■ **Recorded information**
#####

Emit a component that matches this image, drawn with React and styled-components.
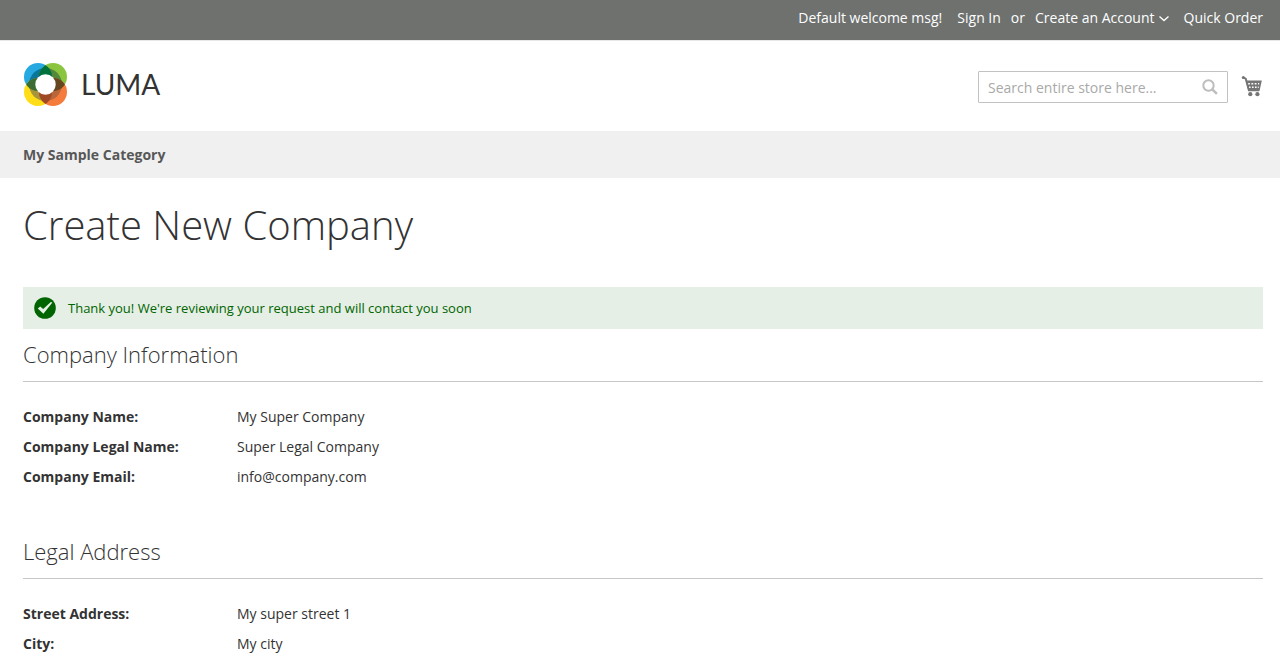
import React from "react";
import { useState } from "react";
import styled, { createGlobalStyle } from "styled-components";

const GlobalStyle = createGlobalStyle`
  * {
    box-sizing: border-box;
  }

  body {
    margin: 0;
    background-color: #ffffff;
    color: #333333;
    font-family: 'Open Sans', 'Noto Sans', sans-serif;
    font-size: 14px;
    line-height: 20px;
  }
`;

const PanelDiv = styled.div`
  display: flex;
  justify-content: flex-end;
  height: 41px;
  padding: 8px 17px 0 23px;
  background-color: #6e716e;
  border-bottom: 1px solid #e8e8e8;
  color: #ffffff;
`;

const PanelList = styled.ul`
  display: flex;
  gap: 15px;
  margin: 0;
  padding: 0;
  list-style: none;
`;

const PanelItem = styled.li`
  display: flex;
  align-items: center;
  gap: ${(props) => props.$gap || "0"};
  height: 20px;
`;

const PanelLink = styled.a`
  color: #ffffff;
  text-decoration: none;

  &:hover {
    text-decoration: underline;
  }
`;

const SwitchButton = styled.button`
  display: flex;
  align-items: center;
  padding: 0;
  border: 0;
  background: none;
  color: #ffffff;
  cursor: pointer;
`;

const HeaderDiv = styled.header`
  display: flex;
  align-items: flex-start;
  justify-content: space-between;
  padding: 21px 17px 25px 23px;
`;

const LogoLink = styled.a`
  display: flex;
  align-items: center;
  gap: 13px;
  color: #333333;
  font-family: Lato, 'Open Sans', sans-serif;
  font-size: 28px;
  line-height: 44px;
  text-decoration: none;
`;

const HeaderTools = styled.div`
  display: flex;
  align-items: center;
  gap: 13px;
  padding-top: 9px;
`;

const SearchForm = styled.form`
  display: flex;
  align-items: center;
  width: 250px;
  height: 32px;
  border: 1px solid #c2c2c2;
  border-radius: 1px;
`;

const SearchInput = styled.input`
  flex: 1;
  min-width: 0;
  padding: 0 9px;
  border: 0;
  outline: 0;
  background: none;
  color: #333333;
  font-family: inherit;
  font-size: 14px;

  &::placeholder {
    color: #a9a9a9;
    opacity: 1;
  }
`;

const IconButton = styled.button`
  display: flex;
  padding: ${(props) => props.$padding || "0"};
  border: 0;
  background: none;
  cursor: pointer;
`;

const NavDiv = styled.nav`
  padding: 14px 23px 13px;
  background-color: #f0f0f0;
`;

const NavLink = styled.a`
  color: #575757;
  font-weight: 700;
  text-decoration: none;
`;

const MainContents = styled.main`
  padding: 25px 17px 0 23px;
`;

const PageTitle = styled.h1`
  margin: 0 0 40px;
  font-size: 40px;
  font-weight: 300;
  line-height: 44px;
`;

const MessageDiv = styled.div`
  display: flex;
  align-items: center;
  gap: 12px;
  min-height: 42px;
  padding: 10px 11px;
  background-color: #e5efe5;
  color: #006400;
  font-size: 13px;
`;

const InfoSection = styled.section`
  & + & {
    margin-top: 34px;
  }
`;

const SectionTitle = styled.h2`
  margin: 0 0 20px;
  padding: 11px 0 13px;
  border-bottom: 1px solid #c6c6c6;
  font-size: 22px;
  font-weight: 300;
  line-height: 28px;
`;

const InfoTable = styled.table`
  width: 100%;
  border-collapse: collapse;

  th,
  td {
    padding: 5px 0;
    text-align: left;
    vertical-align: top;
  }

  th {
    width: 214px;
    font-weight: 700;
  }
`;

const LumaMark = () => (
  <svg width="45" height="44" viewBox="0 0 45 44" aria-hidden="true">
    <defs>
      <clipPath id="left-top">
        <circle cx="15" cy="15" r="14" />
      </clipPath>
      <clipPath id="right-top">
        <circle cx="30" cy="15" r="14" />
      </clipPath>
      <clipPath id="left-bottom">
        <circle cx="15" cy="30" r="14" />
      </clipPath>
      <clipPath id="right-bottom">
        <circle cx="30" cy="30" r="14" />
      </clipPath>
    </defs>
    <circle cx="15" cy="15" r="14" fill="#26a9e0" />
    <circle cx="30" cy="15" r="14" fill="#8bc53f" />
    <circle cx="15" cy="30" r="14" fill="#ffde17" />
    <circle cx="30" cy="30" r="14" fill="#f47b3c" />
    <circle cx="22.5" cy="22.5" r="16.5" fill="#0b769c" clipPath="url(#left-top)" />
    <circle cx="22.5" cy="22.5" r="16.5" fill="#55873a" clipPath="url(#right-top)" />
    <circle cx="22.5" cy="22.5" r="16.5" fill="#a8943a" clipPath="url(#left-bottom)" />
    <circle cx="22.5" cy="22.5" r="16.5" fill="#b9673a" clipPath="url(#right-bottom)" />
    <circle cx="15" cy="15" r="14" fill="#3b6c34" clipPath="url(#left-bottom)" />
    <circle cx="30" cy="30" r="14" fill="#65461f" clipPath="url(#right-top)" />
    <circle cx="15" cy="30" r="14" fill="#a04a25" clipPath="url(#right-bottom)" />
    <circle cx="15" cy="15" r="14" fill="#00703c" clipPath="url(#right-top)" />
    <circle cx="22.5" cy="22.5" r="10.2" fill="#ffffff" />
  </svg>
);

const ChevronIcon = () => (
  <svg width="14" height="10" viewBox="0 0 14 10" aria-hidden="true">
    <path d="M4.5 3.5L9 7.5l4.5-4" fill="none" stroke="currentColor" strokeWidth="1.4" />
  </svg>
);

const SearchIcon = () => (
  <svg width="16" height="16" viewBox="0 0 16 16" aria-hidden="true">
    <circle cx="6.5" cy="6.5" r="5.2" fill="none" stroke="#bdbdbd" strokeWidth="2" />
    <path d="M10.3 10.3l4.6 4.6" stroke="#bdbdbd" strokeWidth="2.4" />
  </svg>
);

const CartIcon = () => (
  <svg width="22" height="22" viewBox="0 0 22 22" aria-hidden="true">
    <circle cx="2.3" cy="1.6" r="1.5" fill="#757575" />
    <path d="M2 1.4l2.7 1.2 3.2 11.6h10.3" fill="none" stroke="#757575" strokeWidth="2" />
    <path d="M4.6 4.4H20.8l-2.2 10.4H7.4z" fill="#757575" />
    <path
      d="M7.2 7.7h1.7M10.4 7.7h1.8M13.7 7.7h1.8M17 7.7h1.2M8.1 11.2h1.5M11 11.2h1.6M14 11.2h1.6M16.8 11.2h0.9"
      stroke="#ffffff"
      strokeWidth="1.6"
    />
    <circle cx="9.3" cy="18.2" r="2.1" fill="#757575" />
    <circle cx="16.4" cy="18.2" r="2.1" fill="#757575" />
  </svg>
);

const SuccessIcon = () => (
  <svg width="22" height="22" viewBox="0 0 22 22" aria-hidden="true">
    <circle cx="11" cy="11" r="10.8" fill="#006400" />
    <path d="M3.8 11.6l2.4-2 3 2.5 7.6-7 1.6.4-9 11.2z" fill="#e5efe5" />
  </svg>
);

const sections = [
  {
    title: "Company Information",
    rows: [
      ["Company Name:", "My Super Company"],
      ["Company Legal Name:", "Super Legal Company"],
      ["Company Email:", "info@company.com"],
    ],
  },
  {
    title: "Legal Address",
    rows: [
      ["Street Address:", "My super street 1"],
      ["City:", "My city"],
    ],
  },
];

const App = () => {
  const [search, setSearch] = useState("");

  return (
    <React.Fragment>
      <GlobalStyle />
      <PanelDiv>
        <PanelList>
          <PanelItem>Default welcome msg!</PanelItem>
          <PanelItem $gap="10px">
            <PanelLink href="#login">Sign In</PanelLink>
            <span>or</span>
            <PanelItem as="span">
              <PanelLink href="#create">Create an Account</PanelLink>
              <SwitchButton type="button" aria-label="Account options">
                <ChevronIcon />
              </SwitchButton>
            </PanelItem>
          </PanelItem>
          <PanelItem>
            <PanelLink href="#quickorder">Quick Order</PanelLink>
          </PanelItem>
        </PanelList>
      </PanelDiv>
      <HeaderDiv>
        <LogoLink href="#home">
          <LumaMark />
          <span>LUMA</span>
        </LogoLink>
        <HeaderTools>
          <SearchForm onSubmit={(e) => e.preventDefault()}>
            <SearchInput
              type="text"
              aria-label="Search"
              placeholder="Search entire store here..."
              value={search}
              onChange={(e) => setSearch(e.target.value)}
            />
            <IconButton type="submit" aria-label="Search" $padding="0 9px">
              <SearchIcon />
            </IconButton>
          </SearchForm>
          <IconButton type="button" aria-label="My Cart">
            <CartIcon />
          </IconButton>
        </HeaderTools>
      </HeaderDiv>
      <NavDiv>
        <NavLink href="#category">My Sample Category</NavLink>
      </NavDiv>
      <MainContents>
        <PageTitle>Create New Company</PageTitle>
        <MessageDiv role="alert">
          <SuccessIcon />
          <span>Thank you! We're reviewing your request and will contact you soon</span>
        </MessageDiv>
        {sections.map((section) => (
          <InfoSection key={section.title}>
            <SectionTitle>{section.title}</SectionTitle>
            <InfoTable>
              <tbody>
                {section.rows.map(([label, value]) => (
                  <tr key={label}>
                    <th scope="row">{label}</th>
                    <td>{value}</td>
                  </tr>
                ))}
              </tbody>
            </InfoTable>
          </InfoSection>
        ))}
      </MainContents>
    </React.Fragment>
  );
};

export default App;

#####

■ **Challenge**
Pick every line with "components" in it and copy it.

■ **Solution**
Emit a component that matches this image, drawn with React and styled-components.
import styled, { createGlobalStyle } from "styled-components";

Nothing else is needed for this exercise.